Repeat the full listing below verbatim and keep the images out.

──────── Collected data ────────

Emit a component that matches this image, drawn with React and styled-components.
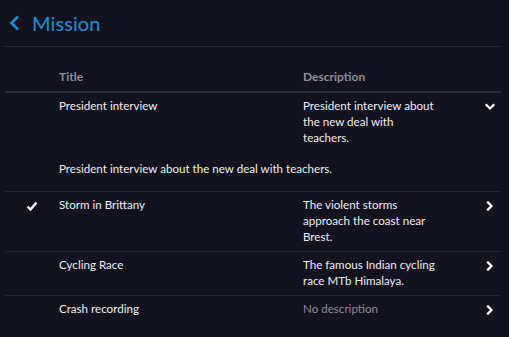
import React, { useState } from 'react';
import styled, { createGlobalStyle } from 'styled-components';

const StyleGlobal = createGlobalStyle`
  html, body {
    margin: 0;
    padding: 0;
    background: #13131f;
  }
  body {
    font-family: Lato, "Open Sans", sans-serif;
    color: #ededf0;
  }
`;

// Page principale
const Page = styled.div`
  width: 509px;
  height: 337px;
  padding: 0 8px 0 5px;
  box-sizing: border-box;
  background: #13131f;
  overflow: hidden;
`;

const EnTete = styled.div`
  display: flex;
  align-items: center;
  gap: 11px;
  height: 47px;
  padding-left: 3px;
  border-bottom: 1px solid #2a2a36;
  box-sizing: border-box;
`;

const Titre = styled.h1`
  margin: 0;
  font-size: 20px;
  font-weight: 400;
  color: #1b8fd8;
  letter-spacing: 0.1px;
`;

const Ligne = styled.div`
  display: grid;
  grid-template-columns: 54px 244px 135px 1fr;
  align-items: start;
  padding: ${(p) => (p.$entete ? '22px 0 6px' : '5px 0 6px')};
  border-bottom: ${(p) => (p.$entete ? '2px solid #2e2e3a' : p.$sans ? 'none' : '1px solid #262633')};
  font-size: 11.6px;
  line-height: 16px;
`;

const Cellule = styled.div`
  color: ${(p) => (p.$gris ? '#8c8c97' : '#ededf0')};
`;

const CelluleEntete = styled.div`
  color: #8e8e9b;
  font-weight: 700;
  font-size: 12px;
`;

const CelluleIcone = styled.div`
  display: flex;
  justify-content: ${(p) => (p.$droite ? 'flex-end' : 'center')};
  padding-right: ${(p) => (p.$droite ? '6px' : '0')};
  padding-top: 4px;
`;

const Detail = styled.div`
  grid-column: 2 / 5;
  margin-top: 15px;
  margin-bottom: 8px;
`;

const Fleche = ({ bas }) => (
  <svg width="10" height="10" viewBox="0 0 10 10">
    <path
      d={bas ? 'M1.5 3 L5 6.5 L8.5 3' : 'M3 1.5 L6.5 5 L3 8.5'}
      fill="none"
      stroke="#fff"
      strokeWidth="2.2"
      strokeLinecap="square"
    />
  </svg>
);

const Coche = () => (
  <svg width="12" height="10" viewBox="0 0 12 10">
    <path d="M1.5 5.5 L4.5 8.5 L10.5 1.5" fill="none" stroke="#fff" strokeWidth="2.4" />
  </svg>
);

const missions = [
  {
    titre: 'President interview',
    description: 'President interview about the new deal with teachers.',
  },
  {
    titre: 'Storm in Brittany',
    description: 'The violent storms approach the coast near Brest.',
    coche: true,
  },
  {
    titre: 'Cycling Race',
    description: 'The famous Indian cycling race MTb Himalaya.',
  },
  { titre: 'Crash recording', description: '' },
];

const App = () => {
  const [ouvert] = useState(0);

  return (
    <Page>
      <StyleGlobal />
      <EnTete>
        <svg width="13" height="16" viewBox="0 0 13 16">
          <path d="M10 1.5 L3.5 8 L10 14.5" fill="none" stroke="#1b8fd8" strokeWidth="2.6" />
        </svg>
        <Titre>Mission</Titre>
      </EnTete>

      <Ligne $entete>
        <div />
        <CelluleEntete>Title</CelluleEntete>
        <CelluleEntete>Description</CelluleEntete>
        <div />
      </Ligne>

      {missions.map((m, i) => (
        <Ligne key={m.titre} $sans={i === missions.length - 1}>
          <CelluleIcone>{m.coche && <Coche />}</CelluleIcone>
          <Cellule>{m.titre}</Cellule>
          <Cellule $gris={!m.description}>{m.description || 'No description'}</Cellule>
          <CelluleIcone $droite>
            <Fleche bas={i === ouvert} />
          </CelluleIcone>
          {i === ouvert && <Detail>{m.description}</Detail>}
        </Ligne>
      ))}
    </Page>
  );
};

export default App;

────────

§ Solved problem:
Emit a component that matches this image, drawn with React and styled-components.
import React, { useState } from 'react';
import styled, { createGlobalStyle } from 'styled-components';

const StyleGlobal = createGlobalStyle`
  html, body {
    margin: 0;
    padding: 0;
    background: #13131f;
  }
  body {
    font-family: Lato, "Open Sans", sans-serif;
    color: #ededf0;
  }
`;

// Page principale
const Page = styled.div`
  width: 509px;
  height: 337px;
  padding: 0 8px 0 5px;
  box-sizing: border-box;
  background: #13131f;
  overflow: hidden;
`;

const EnTete = styled.div`
  display: flex;
  align-items: center;
  gap: 11px;
  height: 47px;
  padding-left: 3px;
  border-bottom: 1px solid #2a2a36;
  box-sizing: border-box;
`;

const Titre = styled.h1`
  margin: 0;
  font-size: 20px;
  font-weight: 400;
  color: #1b8fd8;
  letter-spacing: 0.1px;
`;

const Ligne = styled.div`
  display: grid;
  grid-template-columns: 54px 244px 135px 1fr;
  align-items: start;
  padding: ${(p) => (p.$entete ? '22px 0 6px' : '5px 0 6px')};
  border-bottom: ${(p) => (p.$entete ? '2px solid #2e2e3a' : p.$sans ? 'none' : '1px solid #262633')};
  font-size: 11.6px;
  line-height: 16px;
`;

const Cellule = styled.div`
  color: ${(p) => (p.$gris ? '#8c8c97' : '#ededf0')};
`;

const CelluleEntete = styled.div`
  color: #8e8e9b;
  font-weight: 700;
  font-size: 12px;
`;

const CelluleIcone = styled.div`
  display: flex;
  justify-content: ${(p) => (p.$droite ? 'flex-end' : 'center')};
  padding-right: ${(p) => (p.$droite ? '6px' : '0')};
  padding-top: 4px;
`;

const Detail = styled.div`
  grid-column: 2 / 5;
  margin-top: 15px;
  margin-bottom: 8px;
`;

const Fleche = ({ bas }) => (
  <svg width="10" height="10" viewBox="0 0 10 10">
    <path
      d={bas ? 'M1.5 3 L5 6.5 L8.5 3' : 'M3 1.5 L6.5 5 L3 8.5'}
      fill="none"
      stroke="#fff"
      strokeWidth="2.2"
      strokeLinecap="square"
    />
  </svg>
);

const Coche = () => (
  <svg width="12" height="10" viewBox="0 0 12 10">
    <path d="M1.5 5.5 L4.5 8.5 L10.5 1.5" fill="none" stroke="#fff" strokeWidth="2.4" />
  </svg>
);

const missions = [
  {
    titre: 'President interview',
    description: 'President interview about the new deal with teachers.',
  },
  {
    titre: 'Storm in Brittany',
    description: 'The violent storms approach the coast near Brest.',
    coche: true,
  },
  {
    titre: 'Cycling Race',
    description: 'The famous Indian cycling race MTb Himalaya.',
  },
  { titre: 'Crash recording', description: '' },
];

const App = () => {
  const [ouvert] = useState(0);

  return (
    <Page>
      <StyleGlobal />
      <EnTete>
        <svg width="13" height="16" viewBox="0 0 13 16">
          <path d="M10 1.5 L3.5 8 L10 14.5" fill="none" stroke="#1b8fd8" strokeWidth="2.6" />
        </svg>
        <Titre>Mission</Titre>
      </EnTete>

      <Ligne $entete>
        <div />
        <CelluleEntete>Title</CelluleEntete>
        <CelluleEntete>Description</CelluleEntete>
        <div />
      </Ligne>

      {missions.map((m, i) => (
        <Ligne key={m.titre} $sans={i === missions.length - 1}>
          <CelluleIcone>{m.coche && <Coche />}</CelluleIcone>
          <Cellule>{m.titre}</Cellule>
          <Cellule $gris={!m.description}>{m.description || 'No description'}</Cellule>
          <CelluleIcone $droite>
            <Fleche bas={i === ouvert} />
          </CelluleIcone>
          {i === ouvert && <Detail>{m.description}</Detail>}
        </Ligne>
      ))}
    </Page>
  );
};

export default App;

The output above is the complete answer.